Why is business so intense? Why do companies in industries such as the videogame industry have to flaunt their product and plaster all the positives across their promotional interface to make more sales? This is what Sony and Zipper have done with their console MMO. They’ve taken the absolute best situation, squeezed out all of the positives from this situation and left a mashed up piece of shrivelled matter behind which acts as the negatives. Never has a piece of matter such as this been so important.
Remember those early previews, how 256 players would battle it out, and they’d take orders from the team leaders, making strategic plans to outperform the other team? Having a rock solid game plan to ruffle the opposing players? How organised matches would be one of the best experiences known to gaming? Well if you manage to get a game like that, count yourself lucky.
So why aren’t we suing Zipper and Sony for this blatant slander? Because quite frankly, it isn’t slander. On the other hand, the chances of finding your way into a game such as this is simply ludicrous, trying to get 256 players all playing together in a tactical form to create an intense match is like trying to get 256 children to go to school on Saturday – it isn’t going to happen.
So, is that the one and only positive depleted? The whole “strength in numbers” game has been thwarted, to leave a not-so-good shooter behind? No, there is some amazingly distinctive positives about the game, but unfortunately it’s overshadowed by the, as much as I have to use the word again, negatives.
It takes everything your household FPS does, and does it badly. The shooting is bad and irritating, the grenade system is like a lottery and the respawn locations are way too far from the action. Yeah, that’s a snippet of the negatives. You can read more about them later on, but let’s look at the positives! Don’t worry; you won’t be waiting that long, this’ll only take a second.
We’ll take graphics to start. The lighting in this game is amazing, and it executed it so well in battles that you fail to not notice it on every game you’ll play. Texturally beautiful would describe everything from the terrain to the bullet battered walls best.
The thing this game does best is taking the basics of the first person shooter genre, utilises them, and then adds new elements to expand the series. The camera is very good and works excellently, the gametypes are well paced and the weapons are top notch and well suited.

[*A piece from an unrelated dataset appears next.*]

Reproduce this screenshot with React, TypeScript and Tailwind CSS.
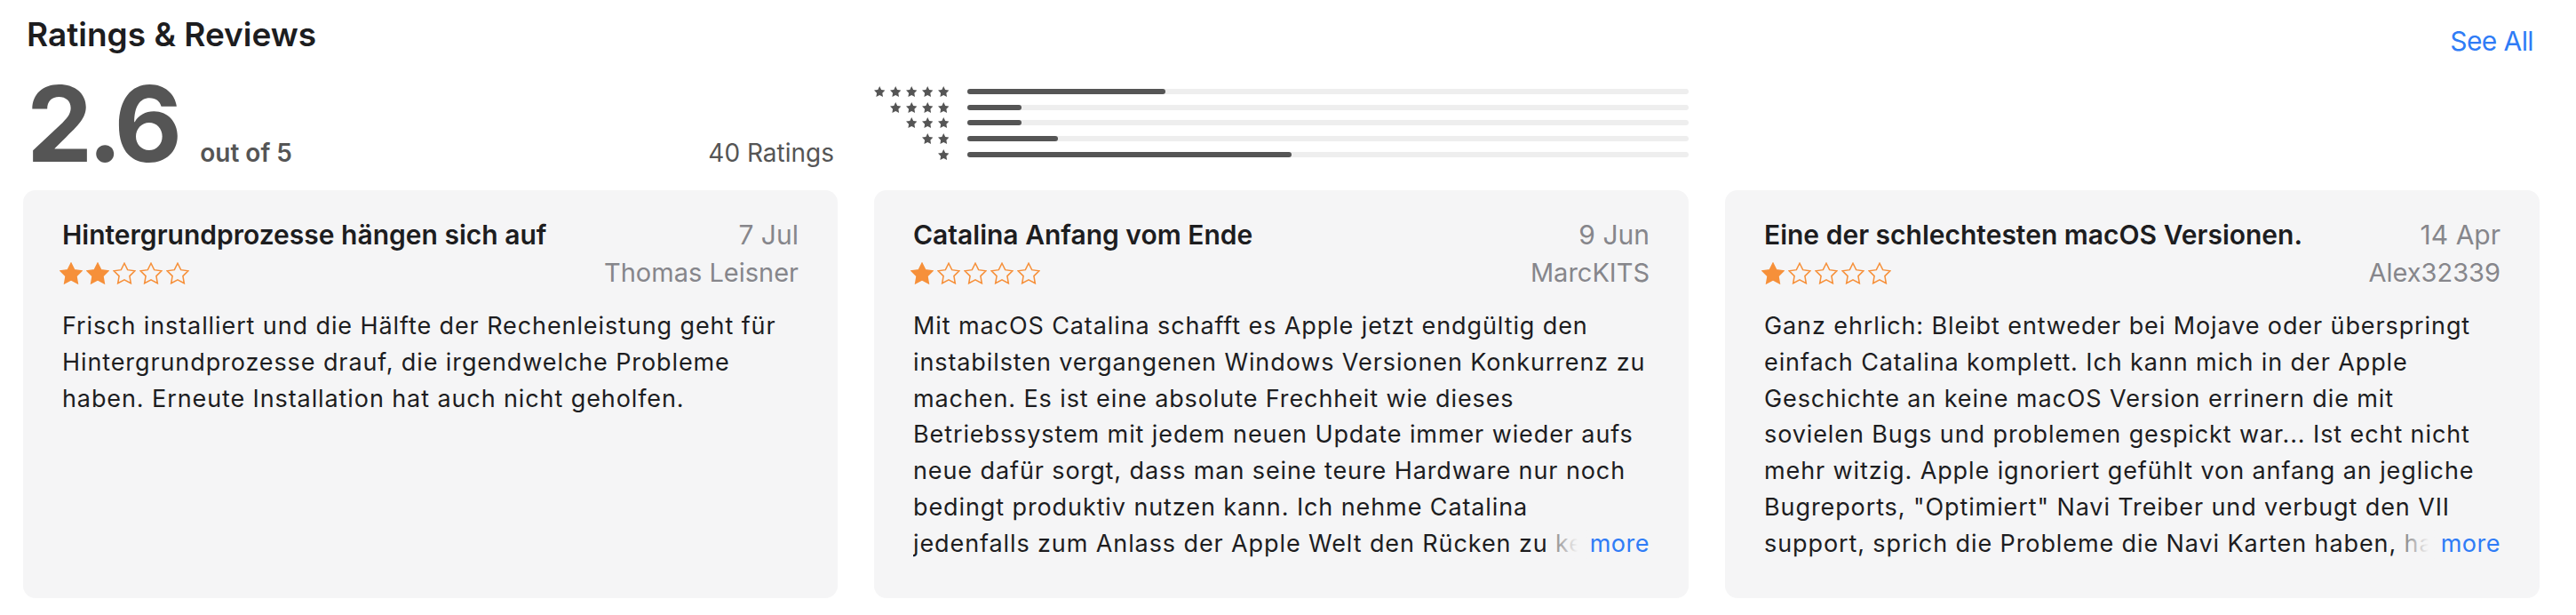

One thing that I adore in this game is the bleedout system. Every developer of an FPS game should release an update to include this, as it’s so useful and effective. For those of you who don’t know what this bleedout system is, it is basically a feature where when you are shot down, you’re not dead – but severely injured for a short period of time. During this time, you have the option to press X, give up and respawn or else you can wait, and one of your teammates are able to revive you, and you continue where you left off, and it doesn’t count as a death. It’s perfectly executed as your teammates will also be busy killing and it makes the revive/die balance perfect.
In reality, Zipper has a great idea with MAG, and in a perfect world it would be a perfect game but unfortunately it isn’t. It’s like Call of Duty in the lobby. There are lots of kids shouting their ass off about how great they are. I even heard a squeaky voice shout, “Whoo got a kill. Haha Noob!” – on launch day. Chances are the guy who was killed was caught off guard and has been playing FPS games while the squeaky voice was in nappies. Yeah, these things to annoy me and one thing I was hoping for was a mature experience which would indirectly lead to a game that is valuable due to a close battle.
If these are the opinions of the general gaming community, then how will this game survive? This game has absolutely no offline mode to back it up if the community diminish. Zipper says it’s all down to the factions. By factions, I mean three classes that a gamer must choose from. Each have their own different pros and cons, and each will participate in a leaderboard – this leaderboard is the tool to keeping an active community.
Once you choose your faction, there’s no going back. Unless you create a new character, so you should choose wisely. These three factions will be competing against each other all the time, which means you’ll never be fighting someone within your faction. Each time a faction wins a battle, it adds to the factions score, and the faction with the most score is top of the leaderboard, and so on.
Zipper say that players will be fighting for their faction and if they check their PS3 and see their faction has fallen into second place, then they’re want to play to help their faction regain glory. But again, this is where MAG is too ambitious. The chances of the factions being neck-in-neck is very slim, and at the time of writing S.V.E.R have ran away with first place and there’s a lot of reports of players losing heart already. So is this doing the opposite? Players in second and third and no way of rising to first losing heart and leaving MAG, and then our beloved S.V.E.R bored of having no competition and also leaving the game to return to something else?
By no means am I purposely hating this game, I actually really wanted to like it, and maybe I fell into the trap of believing what was being said, but it’s only now that I realize how silly I was into thinking we’d all be organised armies fighting it out in a tightly fought battle, trying desperately to help our faction raise in the ranks.
This game has unlimited potential to be amazing, it really does. If and when Call of Duty fanboys disperse and leave the small minority of sensible and mature gamers that are left alone, this game can multiply in quality tenfold. That’s a big if though. I won’t pretend I’m disappointed, but it does the basics so well, and has some superb features such as the bleedout system but it when Zipper warranted both 256 player matches and organised, communication battles they shot themselves in the foot.